Two bridge-particle-mediated RET between chiral molecules

Abstract

The problem of resonance energy transfer between a pair of chiral molecules mediated by two electrically polarizable bridging particles is solved using molecular quantum electrodynamics theory. In this framework, a single virtual photon propagates between any two-coupled entities and is responsible for the conveyance of excitation energy from the emitter to the absorber. Electric dipole and quadrupole, and magnetic dipole couplings linear in the Maxwell fields are employed for donor and acceptor, while each mediator scatters two virtual photons and responds quadratically to the electric displacement field via its electric dipole polarizability. This enables fourth-order diagrammatic perturbation theory to be used to compute the probability amplitude for the process. Individual multipole moment contributions to the Fermi golden rule rate are then extracted for oriented and isotropic systems. Discriminatory transfer rates arise when either the donor or the acceptor are electric–magnetic dipole and the other has a pure multipole moment, or when both are chiral, with mixed electric dipole–quadrupole contributions vanishing in the fluid phase.

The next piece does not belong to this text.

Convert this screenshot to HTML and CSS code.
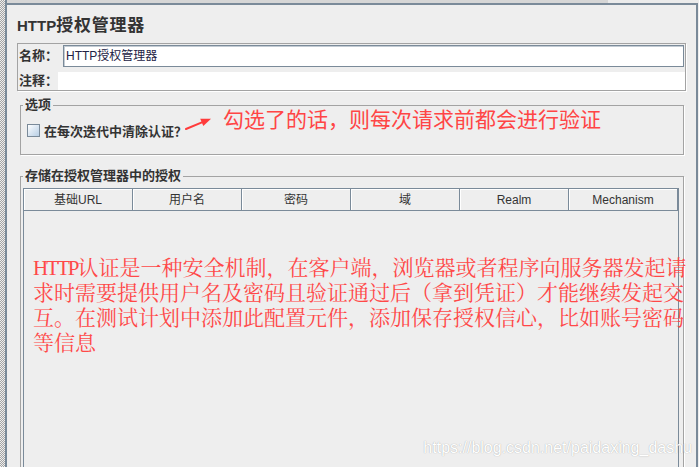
FILE: index.html
```html
<!DOCTYPE html>
<html>
<head>
<meta charset="utf-8">
<link rel="stylesheet" href="styles.css">
</head>
<body>
<div class="app">
  <div class="dots"></div>
  <div class="main">
    <div class="topstrip"></div>
    <div class="panel">
      <div class="title"><span class="t-en">HTTP</span><span class="t-zh">授权管理器</span></div>
      <div class="namebox">
        <div class="row row-name">
          <div class="lbl lbl-name">名称：</div>
          <div class="input">HTTP授权管理器</div>
        </div>
        <div class="row row-note">
          <div class="lbl lbl-note">注释：</div>
          <div class="note"></div>
        </div>
      </div>
      <fieldset class="group g-opt">
        <legend>选项</legend>
        <div class="opt-row"><span class="cb"></span><span class="opt-lbl">在每次迭代中清除认证？</span></div>
      </fieldset>
      <fieldset class="group g-auth">
        <legend>存储在授权管理器中的授权</legend>
        <div class="scroll">
          <div class="thead">
            <div class="th">基础URL</div>
            <div class="th">用户名</div>
            <div class="th">密码</div>
            <div class="th">域</div>
            <div class="th">Realm</div>
            <div class="th">Mechanism</div>
          </div>
        </div>
      </fieldset>
    </div>
  </div>
  <svg class="anno-arrow" width="30" height="20" viewBox="0 0 30 20">
    <line x1="2" y1="17" x2="18.5" y2="10.2" stroke="#ff3b3b" stroke-width="2" stroke-linecap="round"/>
    <polygon points="27,6.8 19.3,14 16.2,6.8" fill="#ff3b3b"/>
  </svg>
  <div class="anno-text1">勾选了的话，则每次请求前都会进行验证</div>
  <div class="anno-big">
    <div class="big-line"><span class="http">HTTP</span>认证是一种安全机制，在客户端，浏览器或者程序向服务器发起请</div>
    <div class="big-line">求时需要提供用户名及密码且验证通过后（拿到凭证）才能继续发起交</div>
    <div class="big-line">互。在测试计划中添加此配置元件，添加保存授权信心，比如账号密码</div>
    <div class="big-line">等信息</div>
  </div>
  <div class="watermark">https://blog.csdn.net/paidaxing_dashu</div>
</div>
</body>
</html>
```
FILE: styles.css
```css
* { box-sizing: border-box; }
html, body {
  margin: 0;
  height: 467px;
  overflow: hidden;
  background: #eeeeee;
}
body {
  font-family: "Liberation Sans", "Noto Sans CJK SC", sans-serif;
  color: #333333;
}
.app {
  position: relative;
  display: flex;
  height: 467px;
}
.dots {
  width: 5px;
  flex: none;
  background: repeating-conic-gradient(#a4a4a4 0 25%, #eeeeee 0 50%) 0 0 / 2px 2px;
}
.main {
  flex: 1;
  display: flex;
  flex-direction: column;
  border-left: 2px solid #7a8a99;
}
.topstrip {
  height: 3px;
  flex: none;
  background: linear-gradient(to right, #d6d6d6 601px, #ebebeb 601px);
}
.panel {
  flex: 1;
  border-top: 2px solid #7a8a99;
  border-right: 2px solid #7a8a99;
  margin-right: 1px;
  padding-top: 9px;
}
.title {
  height: 24px;
  line-height: 24px;
  margin-left: 10px;
  font-weight: bold;
  color: #333333;
  white-space: nowrap;
  display: flex;
  align-items: baseline;
}
.t-en { font-size: 15px; }
.t-zh { font-size: 17px; letter-spacing: 0.8px; }
.namebox {
  margin: 5px 0 0 10px;
  width: 669px;
  height: 48px;
  border: 1px solid #a3a3a3;
  box-shadow: 1px 1px 0 #ffffff;
  padding-top: 1px;
}
.row { display: flex; }
.row-name { height: 22px; }
.lbl {
  flex: none;
  font-weight: bold;
  font-size: 13px;
  padding-left: 1px;
  white-space: nowrap;
  color: #333333;
}
.lbl-name { width: 45px; line-height: 22px; }
.input {
  width: 621px;
  height: 22px;
  background: #ffffff;
  border: 1px solid #7a8a99;
  box-shadow: inset 1px 1px 0 #c4ccd4;
  font-size: 12px;
  line-height: 20px;
  padding-left: 2px;
  color: #222244;
  white-space: nowrap;
}
.row-note { margin-top: 5px; height: 18px; }
.lbl-note { width: 40px; line-height: 18px; }
.note { width: 627px; background: #ffffff; }
.group {
  margin: 0 0 0 13px;
  padding: 0 2px;
  border: 1px solid #a3a3a3;
  box-shadow: 1px 1px 0 #ffffff;
  width: 664px;
  min-width: 0;
}
.group legend {
  padding: 0 2px;
  font-weight: bold;
  font-size: 13px;
  line-height: 14px;
  color: #333333;
}
.g-opt { margin-top: 7px; }
.opt-row {
  display: flex;
  align-items: center;
  height: 20px;
  margin: 8px 0 14px 4px;
}
.cb {
  width: 13px;
  height: 13px;
  flex: none;
  border: 1px solid #7a8a99;
  background: linear-gradient(135deg, #ffffff 0%, #dde8f3 45%, #b8cfe5 100%);
  margin-right: 4px;
}
.opt-lbl {
  font-weight: bold;
  font-size: 13px;
  color: #333333;
}
.g-auth { margin-top: 14px; height: 320px; }
.scroll {
  margin-top: 5px;
  width: 656px;
  height: 300px;
  border: 1px solid #7a8a99;
}
.thead {
  display: flex;
  height: 22px;
  border-bottom: 1px solid #7a8a99;
}
.th {
  width: 109px;
  flex: none;
  border-right: 1px solid #7a8a99;
  box-shadow: inset 1px 1px 0 #ffffff;
  text-align: center;
  font-size: 12px;
  padding-top: 2px;
  line-height: 19px;
  color: #333333;
}
.anno-arrow {
  position: absolute;
  left: 184px;
  top: 112px;
}
.anno-text1 {
  position: absolute;
  left: 223px;
  top: 106px;
  font-family: "Noto Sans CJK SC", sans-serif;
  font-size: 21px;
  line-height: 24px;
  color: #ff4545;
  white-space: nowrap;
}
.anno-big {
  position: absolute;
  left: 33px;
  top: 256px;
  font-family: "Liberation Serif", "Noto Serif CJK SC", "Noto Sans CJK SC", serif;
  font-size: 21px;
  color: #ff4848;
  white-space: nowrap;
}
.big-line {
  height: 25px;
  line-height: 25px;
}
.http {
  letter-spacing: -2px;
}
.watermark {
  position: absolute;
  right: 7px;
  top: 439px;
  font-family: "Liberation Sans", sans-serif;
  font-size: 16px;
  line-height: 18px;
  color: #ffffff;
  text-shadow: 0 0 1px #9a9a9a;
  white-space: nowrap;
}
```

The bridge-mediated transfer rate is found to be a maximum for a collinear geometry. Moreover, a multi-level model of the mediator is necessary for energy migration. Asymptotically limiting rates for arbitrary and collinear geometries are also obtained for one center purely electric dipolar and the other purely quadrupolar, or both donor and absorber purely quadrupolar. Understanding is gained of radiationless and radiative transfer mechanisms between chiral moieties in a dielectric medium.